Wishing to study those molecules more closely, Kroto got in touch with Curl and Smalley, who had developed a method for vaporizing metals and observing the behavior of the resulting particles. “I thought, well, why not change things to graphite and maybe we could produce the carbon chain molecules that we’d detected by radioastronomy,” Kroto said. Essentially, he explained, they’d be recreating the conditions of the Red Giant star, IRC 10216, in which they’d discovered those molecules. Doing so, he posited, should be able to isolate them here on earth.

“It was a simple idea and I knew it would work,” Kroto said. What he didn’t expect was what else he would find along the way.

While the standard carbon species that had been known for decades were present in the analyses that his team produced, one species stood out clearly among the rest. It was a giant peak that the researchers knew to represent a molecule consisting of 60 carbon atoms and nothing else.

At this time the only other forms of known carbon-only molecules were various forms of diamond and graphite. “It’s clearly saying there’s something interesting here,” Kroto said. “And the only thing you really have is structure—it’s got to be something beautiful. The question is what was it.”

During a tense and impassioned 10-day period that followed, the team ultimately landed on a perfectly spherical molecule shaped something like a soccer ball. At each vertex between hexagons and pentagons on the sphere, the researchers conjectured, sat one of 60 carbon atoms. They named the molecule Buckminsterfullerene after the designer of the geodesic dome, which bears the same shape and which helped inspire their revelation about C60.

Now all they had to do was prove their idea. On a Friday five years later, they still had not done so when the journal Nature asked Kroto to review a paper from another research group. It’s title? “Solid C60: A new form of carbon.” It was a beautiful paper, Kroto said, one of the greatest in the whole of chemistry. But it wasn’t his. Should he go to lunch or give up entirely? Those seemed like the only two options until a technician called his lab a few hours later with a spectrum that would seal Kroto’s and his colleagues’ fate.

NMR spectroscopy is an analytical technique that can distinguish between different carbon types in a molecule. “One thing I’d dreamt about,” Kroto said, “was that in C60 all the carbon atoms are equivalent and therefore with one line you should be able to prove its structure.”

Sir Harold Kroto drew a diverse audience of students, faculty, staff, and Boston area community members packing Raytheon amphitheater on Wednesday. Photo by Brooks Canaday.

The competing paper he had on his desk did not have that NMR spectrum. Kroto now did. Six years later he, Curl, and Smalley accepted the Nobel Prize for proving their hunch about one of the universe’s most beautiful molecules.
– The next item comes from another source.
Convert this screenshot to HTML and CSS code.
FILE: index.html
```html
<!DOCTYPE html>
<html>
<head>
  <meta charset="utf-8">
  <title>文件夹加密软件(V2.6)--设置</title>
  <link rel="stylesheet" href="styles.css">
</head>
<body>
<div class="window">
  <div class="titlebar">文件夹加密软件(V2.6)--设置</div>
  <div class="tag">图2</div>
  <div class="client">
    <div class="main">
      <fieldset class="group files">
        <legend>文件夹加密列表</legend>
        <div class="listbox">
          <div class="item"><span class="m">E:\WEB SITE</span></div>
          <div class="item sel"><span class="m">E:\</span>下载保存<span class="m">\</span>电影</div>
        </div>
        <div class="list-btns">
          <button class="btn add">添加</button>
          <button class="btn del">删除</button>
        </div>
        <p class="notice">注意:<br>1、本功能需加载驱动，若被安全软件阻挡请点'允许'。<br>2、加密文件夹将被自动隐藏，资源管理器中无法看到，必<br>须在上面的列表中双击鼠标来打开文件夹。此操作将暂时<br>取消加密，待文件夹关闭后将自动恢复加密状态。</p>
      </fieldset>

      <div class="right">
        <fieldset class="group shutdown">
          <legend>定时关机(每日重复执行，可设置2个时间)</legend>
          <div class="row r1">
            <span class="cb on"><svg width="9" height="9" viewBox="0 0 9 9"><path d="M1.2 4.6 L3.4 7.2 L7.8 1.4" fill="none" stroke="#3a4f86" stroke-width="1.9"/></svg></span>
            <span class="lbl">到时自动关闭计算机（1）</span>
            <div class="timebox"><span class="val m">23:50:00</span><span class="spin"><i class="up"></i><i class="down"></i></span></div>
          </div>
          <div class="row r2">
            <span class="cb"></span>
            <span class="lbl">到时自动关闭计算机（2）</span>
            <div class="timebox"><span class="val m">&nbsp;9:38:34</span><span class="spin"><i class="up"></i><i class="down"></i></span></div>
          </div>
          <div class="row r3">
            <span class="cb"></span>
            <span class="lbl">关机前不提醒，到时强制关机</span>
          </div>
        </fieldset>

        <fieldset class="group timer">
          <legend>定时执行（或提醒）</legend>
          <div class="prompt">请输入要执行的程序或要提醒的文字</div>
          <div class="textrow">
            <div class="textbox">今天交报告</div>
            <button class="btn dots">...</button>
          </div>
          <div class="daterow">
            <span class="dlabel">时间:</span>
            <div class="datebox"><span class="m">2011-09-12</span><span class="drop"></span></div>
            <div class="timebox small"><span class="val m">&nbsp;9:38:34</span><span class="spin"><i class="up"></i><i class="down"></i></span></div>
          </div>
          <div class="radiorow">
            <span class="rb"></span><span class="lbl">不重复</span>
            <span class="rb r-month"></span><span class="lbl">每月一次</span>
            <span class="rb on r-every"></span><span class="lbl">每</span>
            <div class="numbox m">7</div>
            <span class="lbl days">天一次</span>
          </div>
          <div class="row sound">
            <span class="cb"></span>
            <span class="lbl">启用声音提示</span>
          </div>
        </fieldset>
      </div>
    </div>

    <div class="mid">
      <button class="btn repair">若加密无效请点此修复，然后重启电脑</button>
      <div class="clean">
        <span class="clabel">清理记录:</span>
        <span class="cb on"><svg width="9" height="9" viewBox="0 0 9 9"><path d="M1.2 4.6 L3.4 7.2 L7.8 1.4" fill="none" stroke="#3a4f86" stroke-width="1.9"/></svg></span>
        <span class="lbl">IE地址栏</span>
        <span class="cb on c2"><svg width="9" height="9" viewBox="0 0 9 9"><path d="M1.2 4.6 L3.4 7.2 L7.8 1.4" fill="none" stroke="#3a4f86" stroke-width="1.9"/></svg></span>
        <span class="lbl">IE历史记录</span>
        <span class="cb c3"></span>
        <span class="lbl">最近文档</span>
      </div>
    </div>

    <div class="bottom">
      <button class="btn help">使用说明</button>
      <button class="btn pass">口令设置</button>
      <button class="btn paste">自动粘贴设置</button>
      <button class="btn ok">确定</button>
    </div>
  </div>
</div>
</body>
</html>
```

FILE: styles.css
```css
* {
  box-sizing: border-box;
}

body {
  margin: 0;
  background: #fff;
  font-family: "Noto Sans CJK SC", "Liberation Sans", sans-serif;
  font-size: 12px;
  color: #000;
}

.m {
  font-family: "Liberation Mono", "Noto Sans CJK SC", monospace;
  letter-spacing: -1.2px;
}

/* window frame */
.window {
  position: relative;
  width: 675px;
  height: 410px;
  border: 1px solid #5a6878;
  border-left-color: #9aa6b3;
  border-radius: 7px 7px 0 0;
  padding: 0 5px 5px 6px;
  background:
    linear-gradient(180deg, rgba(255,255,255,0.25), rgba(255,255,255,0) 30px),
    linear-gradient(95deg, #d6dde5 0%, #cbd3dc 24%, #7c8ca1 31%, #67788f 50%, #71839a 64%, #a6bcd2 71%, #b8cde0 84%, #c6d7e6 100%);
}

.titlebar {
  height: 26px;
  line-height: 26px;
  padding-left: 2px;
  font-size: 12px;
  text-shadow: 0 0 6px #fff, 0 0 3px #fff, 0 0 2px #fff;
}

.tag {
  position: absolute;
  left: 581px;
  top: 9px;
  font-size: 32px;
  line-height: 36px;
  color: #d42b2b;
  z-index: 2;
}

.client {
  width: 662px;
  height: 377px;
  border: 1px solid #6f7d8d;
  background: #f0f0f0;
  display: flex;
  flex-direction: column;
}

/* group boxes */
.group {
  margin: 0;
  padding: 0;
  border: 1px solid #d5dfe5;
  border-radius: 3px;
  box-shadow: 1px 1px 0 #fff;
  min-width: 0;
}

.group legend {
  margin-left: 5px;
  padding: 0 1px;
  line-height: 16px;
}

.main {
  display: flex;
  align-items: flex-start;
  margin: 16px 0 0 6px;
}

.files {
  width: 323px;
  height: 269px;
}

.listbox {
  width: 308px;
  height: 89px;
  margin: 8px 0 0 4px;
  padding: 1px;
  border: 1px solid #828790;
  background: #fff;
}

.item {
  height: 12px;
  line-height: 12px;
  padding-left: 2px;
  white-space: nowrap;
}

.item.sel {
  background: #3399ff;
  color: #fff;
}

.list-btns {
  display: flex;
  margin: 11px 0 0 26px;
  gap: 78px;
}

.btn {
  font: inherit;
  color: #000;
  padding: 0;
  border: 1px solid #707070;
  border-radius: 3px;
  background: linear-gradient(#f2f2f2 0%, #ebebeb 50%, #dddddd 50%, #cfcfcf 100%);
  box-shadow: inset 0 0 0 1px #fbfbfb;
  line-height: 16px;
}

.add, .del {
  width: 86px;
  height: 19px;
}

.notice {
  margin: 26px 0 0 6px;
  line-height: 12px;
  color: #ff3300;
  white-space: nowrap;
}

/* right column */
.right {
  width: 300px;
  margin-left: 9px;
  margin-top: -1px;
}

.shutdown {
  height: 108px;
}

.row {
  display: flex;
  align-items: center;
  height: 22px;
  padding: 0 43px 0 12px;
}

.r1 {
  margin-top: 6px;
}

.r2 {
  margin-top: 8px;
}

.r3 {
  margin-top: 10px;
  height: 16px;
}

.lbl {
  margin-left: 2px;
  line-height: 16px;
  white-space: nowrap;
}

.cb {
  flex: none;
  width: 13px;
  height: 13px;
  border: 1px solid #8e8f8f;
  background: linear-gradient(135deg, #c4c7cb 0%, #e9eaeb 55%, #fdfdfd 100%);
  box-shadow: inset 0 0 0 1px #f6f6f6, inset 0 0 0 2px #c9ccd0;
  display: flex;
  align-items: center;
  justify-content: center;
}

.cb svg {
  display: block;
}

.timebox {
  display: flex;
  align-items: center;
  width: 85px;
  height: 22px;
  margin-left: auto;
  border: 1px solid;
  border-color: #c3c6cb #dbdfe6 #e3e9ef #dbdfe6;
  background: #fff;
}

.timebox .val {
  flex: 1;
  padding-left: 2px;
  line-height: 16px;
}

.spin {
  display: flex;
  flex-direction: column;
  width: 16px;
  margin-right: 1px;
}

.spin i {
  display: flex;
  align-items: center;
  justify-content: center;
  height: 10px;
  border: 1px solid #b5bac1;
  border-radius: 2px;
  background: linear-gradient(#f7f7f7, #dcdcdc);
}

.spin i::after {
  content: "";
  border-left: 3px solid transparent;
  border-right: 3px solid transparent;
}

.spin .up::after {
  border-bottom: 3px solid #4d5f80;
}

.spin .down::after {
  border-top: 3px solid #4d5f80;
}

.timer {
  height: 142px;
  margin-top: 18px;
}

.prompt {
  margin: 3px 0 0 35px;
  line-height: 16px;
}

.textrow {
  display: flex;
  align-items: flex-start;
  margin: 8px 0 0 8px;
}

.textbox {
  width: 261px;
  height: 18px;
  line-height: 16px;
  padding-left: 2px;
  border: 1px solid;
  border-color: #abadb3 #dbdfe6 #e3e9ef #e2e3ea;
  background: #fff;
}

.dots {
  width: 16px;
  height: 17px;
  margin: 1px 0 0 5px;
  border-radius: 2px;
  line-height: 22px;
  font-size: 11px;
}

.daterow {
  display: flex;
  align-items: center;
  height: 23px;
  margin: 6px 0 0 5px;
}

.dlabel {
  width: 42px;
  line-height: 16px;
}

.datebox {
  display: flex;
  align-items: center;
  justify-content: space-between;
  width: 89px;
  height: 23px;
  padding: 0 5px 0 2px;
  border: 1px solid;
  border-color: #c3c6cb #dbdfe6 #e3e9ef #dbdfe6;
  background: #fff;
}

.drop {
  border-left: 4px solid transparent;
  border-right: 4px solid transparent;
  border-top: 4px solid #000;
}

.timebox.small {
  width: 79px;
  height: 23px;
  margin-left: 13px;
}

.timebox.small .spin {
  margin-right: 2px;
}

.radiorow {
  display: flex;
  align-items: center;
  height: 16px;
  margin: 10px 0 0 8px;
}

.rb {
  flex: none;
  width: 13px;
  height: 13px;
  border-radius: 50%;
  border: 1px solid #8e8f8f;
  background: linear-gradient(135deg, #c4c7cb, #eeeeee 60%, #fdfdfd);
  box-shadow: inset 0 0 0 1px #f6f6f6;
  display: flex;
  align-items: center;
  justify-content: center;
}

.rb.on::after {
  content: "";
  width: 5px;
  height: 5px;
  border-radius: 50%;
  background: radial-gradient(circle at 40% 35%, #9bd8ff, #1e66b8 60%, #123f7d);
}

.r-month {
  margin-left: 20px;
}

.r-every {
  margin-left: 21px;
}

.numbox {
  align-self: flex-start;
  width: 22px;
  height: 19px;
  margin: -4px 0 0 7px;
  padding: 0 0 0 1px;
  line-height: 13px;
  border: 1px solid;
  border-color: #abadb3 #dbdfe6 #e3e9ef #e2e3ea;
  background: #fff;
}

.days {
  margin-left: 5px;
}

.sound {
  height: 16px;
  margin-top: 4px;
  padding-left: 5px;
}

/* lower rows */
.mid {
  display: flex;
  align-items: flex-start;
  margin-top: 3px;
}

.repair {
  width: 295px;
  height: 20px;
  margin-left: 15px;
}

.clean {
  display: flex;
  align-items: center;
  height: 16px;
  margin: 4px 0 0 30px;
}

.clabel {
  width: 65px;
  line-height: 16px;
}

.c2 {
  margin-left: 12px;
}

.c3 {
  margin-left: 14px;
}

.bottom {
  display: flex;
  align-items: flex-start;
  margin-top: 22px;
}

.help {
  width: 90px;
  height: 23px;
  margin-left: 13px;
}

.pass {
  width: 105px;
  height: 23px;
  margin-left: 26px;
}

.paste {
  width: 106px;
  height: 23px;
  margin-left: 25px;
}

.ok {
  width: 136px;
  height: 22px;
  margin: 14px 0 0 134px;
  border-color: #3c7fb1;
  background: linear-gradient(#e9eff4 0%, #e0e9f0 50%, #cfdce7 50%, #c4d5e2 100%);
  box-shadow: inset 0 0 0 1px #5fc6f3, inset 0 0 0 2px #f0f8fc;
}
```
It has since sparked an entirely new field of chemistry, which has enabled innovations in energy, electronics, and materials science and helped power the nanoscience and nanotechnology revolutions we’ve witnessed in recent years.

The latest event in the Presidential Speaker series—which is designed to bring the world’s most cre­ative minds to campus for con­ver­sa­tions on inno­va­tion and entrepreneurship—was hosted by the Center for High Rate Nanomanufacturing.

In a Q-and-A following the talk, David Luzzi, engineering professor and executive director of the strategic security initiative at Northeastern, asked Kroto what’s next for carbon-cage molecules and fullerenes. “You have to be able to create whatever cage you want,” Kroto responded. The fullerenes, which also include other spherical molecules of different carbon numbers as well as single-walled carbon nanotubes, have great potential for shifting the paradigm of nanoscience, but without exact control, that shift may never happen, he said.

In response to another question, Kroto noted that none of the major breakthroughs of his career—including the discovery of C60—was funded by a research grant. Instead, he said, existing resources within his institutional department enabled the findings. He called the science research-funding situation in the United States horrific. “It’s totally counterproductive as far as the creative process is concerned,” he said. “You need the freedom of mind to be creative, you can’t be worrying about where the next penny’s coming from.”